Analyst: Got it. And then on that, is there anything you can point to in terms of line of sight to any larger mandates that might be looking to exit, and maybe a quick wraparound on the regional factors impacting institutional demand?
Jason A. Gottlieb: I do not have a strong perspective on line of sight there. We are heavily engaged with all of our institutional relationships. The teams that sit alongside our investment franchises and service our clients are well equipped to provide us with intel, and we do not see any direct line of sight to massive outflows or massive inflows. It has been a steady state of staying close to clients—certainly when performance is more challenging—and continuing to build on those relationships, recognizing we have work to do. Where we have a strong forward lean in performance, we are leaning in, and we are seeing some green shoots.

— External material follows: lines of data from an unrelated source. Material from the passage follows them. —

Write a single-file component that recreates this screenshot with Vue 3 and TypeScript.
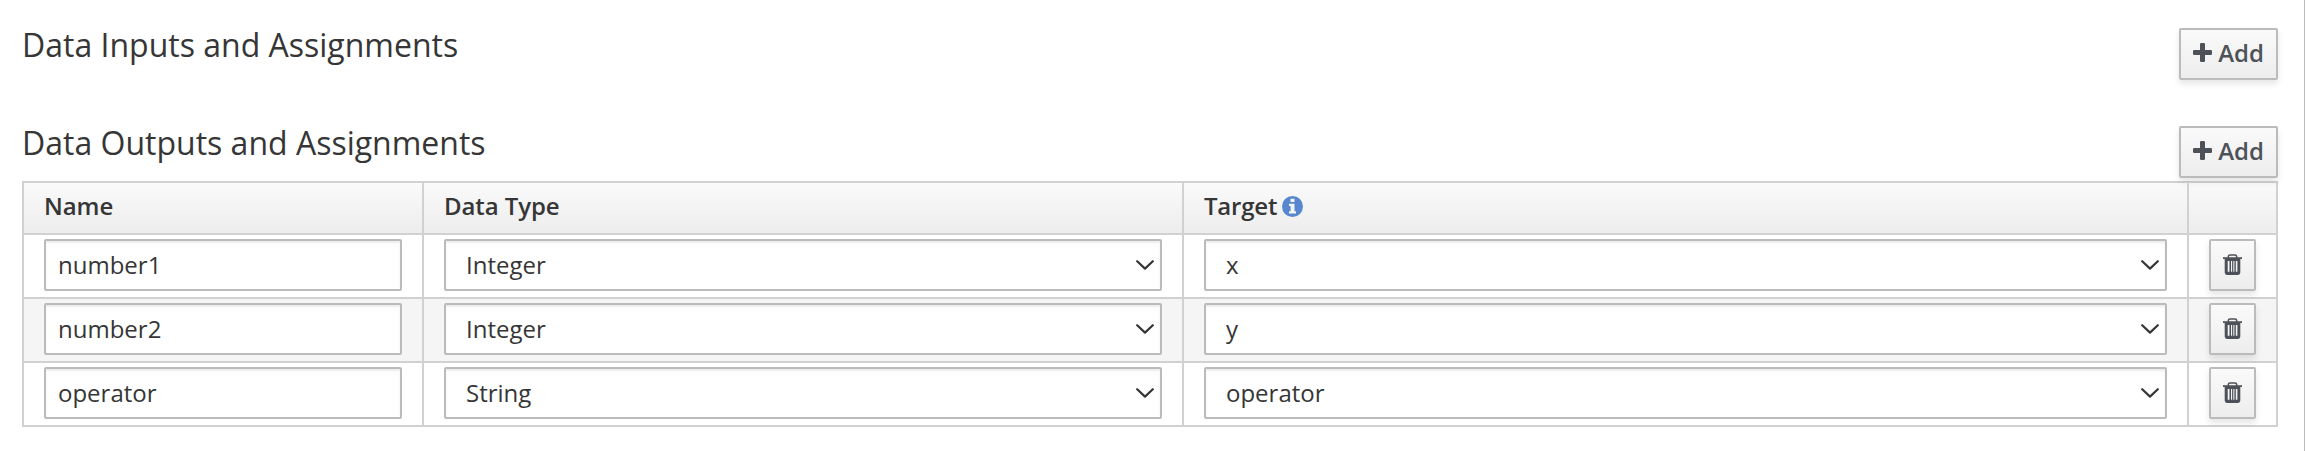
<script setup lang="ts">
import { reactive } from 'vue'

interface Assignment {
  name: string
  dataType: string
  target: string
}

const dataTypes = ['Integer', 'String']
const targets = ['x', 'y', 'operator']

const inputs = reactive<Assignment[]>([])
const outputs = reactive<Assignment[]>([
  { name: 'number1', dataType: 'Integer', target: 'x' },
  { name: 'number2', dataType: 'Integer', target: 'y' },
  { name: 'operator', dataType: 'String', target: 'operator' },
])

function add(list: Assignment[]) {
  list.push({ name: '', dataType: 'String', target: 'x' })
}
</script>

<template>
  <main class="panel">
    <section class="heading first">
      <h3>Data Inputs and Assignments</h3>
      <button class="btn add" type="button" @click="add(inputs)">
        <svg class="plus" viewBox="0 0 19 19"><path d="M8.2 0h2.6q1.2 0 1.2 1.2V7h5.8Q19 7 19 8.2v2.6q0 1.2-1.2 1.2H12v5.8q0 1.2-1.2 1.2H8.2Q7 19 7 17.8V12H1.2Q0 12 0 10.8V8.2Q0 7 1.2 7H7V1.2Q7 0 8.2 0z" /></svg>
        <span>Add</span>
      </button>
    </section>

    <section class="heading second">
      <h3>Data Outputs and Assignments</h3>
      <button class="btn add" type="button" @click="add(outputs)">
        <svg class="plus" viewBox="0 0 19 19"><path d="M8.2 0h2.6q1.2 0 1.2 1.2V7h5.8Q19 7 19 8.2v2.6q0 1.2-1.2 1.2H12v5.8q0 1.2-1.2 1.2H8.2Q7 19 7 17.8V12H1.2Q0 12 0 10.8V8.2Q0 7 1.2 7H7V1.2Q7 0 8.2 0z" /></svg>
        <span>Add</span>
      </button>
    </section>

    <div class="table">
      <div class="row head">
        <div class="cell">Name</div>
        <div class="cell">Data Type</div>
        <div class="cell target">
          Target
          <svg class="info" viewBox="0 0 21 21">
            <circle cx="10.5" cy="10.5" r="10.5" />
            <path d="M8.5 2.7h4v3.2h-4zM7 7.7h5.5v7.6H14v2.2H7v-2.2h1.6V9.9H7z" />
          </svg>
        </div>
        <div class="cell"></div>
      </div>
      <div v-for="(row, i) in outputs" :key="i" class="row">
        <div class="cell"><input v-model="row.name" class="control" type="text" /></div>
        <div class="cell">
          <div class="picker">
            <select v-model="row.dataType" class="control">
              <option v-for="t in dataTypes" :key="t">{{ t }}</option>
            </select>
            <svg class="chevron" viewBox="0 0 18 10"><path d="M1.2 1.2 9 8.6l7.8-7.4" /></svg>
          </div>
        </div>
        <div class="cell">
          <div class="picker">
            <select v-model="row.target" class="control">
              <option v-for="t in targets" :key="t">{{ t }}</option>
            </select>
            <svg class="chevron" viewBox="0 0 18 10"><path d="M1.2 1.2 9 8.6l7.8-7.4" /></svg>
          </div>
        </div>
        <div class="cell">
          <button class="btn remove" type="button" aria-label="Delete" @click="outputs.splice(i, 1)">
            <svg class="trash" viewBox="0 0 19 21">
              <path class="handle" d="M5.3 4V2.6Q5.3.9 7 .9h5q1.7 0 1.7 1.7V4" />
              <path fill-rule="evenodd" d="M0 3.3h19v1.6h-1.7v13.6q0 2.4-2.3 2.4H4q-2.3 0-2.3-2.4V4.9H0zM4.7 7v10.8h1.8V7zM8 7v10.8h1.1V7zM10.3 7v10.8h1.1V7zM12.8 7v10.8h1.6V7z" />
            </svg>
          </button>
        </div>
      </div>
    </div>
  </main>
</template>

<style>
body {
  margin: 0;
  background: #fff;
}
</style>

<style scoped>
.panel {
  box-sizing: border-box;
  width: 2305px;
  height: 451px;
  padding: 28px 26px 0 22px;
  border-right: 1px solid #bbb;
  overflow: hidden;
  background: #fff;
  color: #363636;
  font: 24px/40px 'Open Sans', 'Noto Sans', sans-serif;
}

.heading {
  display: flex;
  justify-content: space-between;
  align-items: flex-start;
}

.heading.first {
  height: 98px;
}

.heading.second {
  height: 55px;
}

h3 {
  margin: 0;
  font-size: 32px;
  font-weight: 400;
  line-height: 34px;
}

.btn {
  box-sizing: border-box;
  display: flex;
  align-items: center;
  justify-content: center;
  height: 52px;
  margin: 0;
  padding: 0;
  border: 2px solid #bbb;
  border-radius: 2px;
  background: linear-gradient(#fafafa, #ededed);
  box-shadow: 0 4px 6px rgba(3, 3, 3, 0.1);
  color: #4d5258;
  font: 600 24px/40px 'Open Sans', 'Noto Sans', sans-serif;
}

.add {
  width: 99px;
  gap: 6px;
  padding-bottom: 2px;
}

.plus {
  width: 19px;
  height: 19px;
  margin-bottom: 1px;
  fill: currentColor;
}

.remove {
  width: 47px;
}

.trash {
  width: 19px;
  height: 21px;
  margin-bottom: 1px;
  fill: currentColor;
}

.handle {
  fill: none;
  stroke: currentColor;
  stroke-width: 1.5;
}

.table {
  border: 2px solid #d1d1d1;
  border-bottom: 0;
}

.row {
  box-sizing: border-box;
  display: grid;
  grid-template-columns: 400px 760px 1005px 1fr;
  height: 64px;
  border-bottom: 2px solid #d1d1d1;
}

.row:nth-child(odd) {
  background: #f5f5f5;
}

.row.head {
  height: 52px;
  background: linear-gradient(#fafafa, #ededed);
  font-weight: 600;
  letter-spacing: -0.08px;
}

.cell {
  padding: 4px 20px 0;
  border-right: 2px solid #d1d1d1;
}

.cell:last-child {
  border-right: 0;
}

.head .cell {
  display: flex;
  align-items: center;
  gap: 5px;
  padding: 0 20px 4px;
}

.head .target {
  letter-spacing: -0.2px;
}

.info {
  width: 21px;
  height: 21px;
}

.info circle {
  fill: #5687cf;
}

.info path {
  fill: #f5f5f5;
}

.control {
  box-sizing: border-box;
  display: block;
  width: 100%;
  height: 52px;
  margin: 0;
  padding: 0 12px 2px;
  border: 2px solid #bbb;
  border-radius: 2px;
  outline: 0;
  background: #fff;
  box-shadow: inset 0 2px 2px rgba(3, 3, 3, 0.075);
  color: #363636;
  font: 24px/40px 'Open Sans', 'Noto Sans', sans-serif;
  appearance: none;
}

select.control {
  padding: 0 40px 0 20px;
}

.picker {
  position: relative;
}

.chevron {
  position: absolute;
  top: 21px;
  right: 8px;
  width: 18px;
  height: 10px;
  fill: none;
  stroke: #363636;
  stroke-width: 2.2;
  stroke-linecap: round;
  stroke-linejoin: round;
  pointer-events: none;
}
</style>
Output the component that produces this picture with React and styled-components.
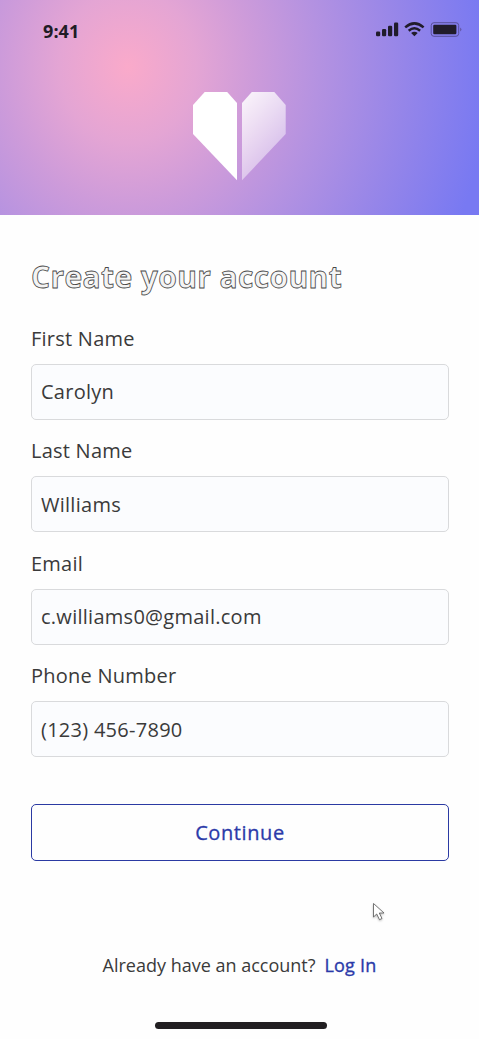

It could be a bit of an exchange of kicks where we have some attrition in areas with weaker performance, but we also have great capabilities. I mentioned Global Value. I am sure you have seen performance from Mark Yockey’s group and the Global Equity team, both International and Global. Our Sustainable Emerging Markets franchise is getting a lot of looks institutionally as well. We feel good about the positioning, recognizing that inevitably you will always have a strategy or two facing some challenges, and we are maintaining our discipline around those strategies.
Operator: And with that, we will be concluding today’s question and answer session as well as today’s conference call. We thank everyone for attending. Have a pleasant day. You may now disconnect your lines.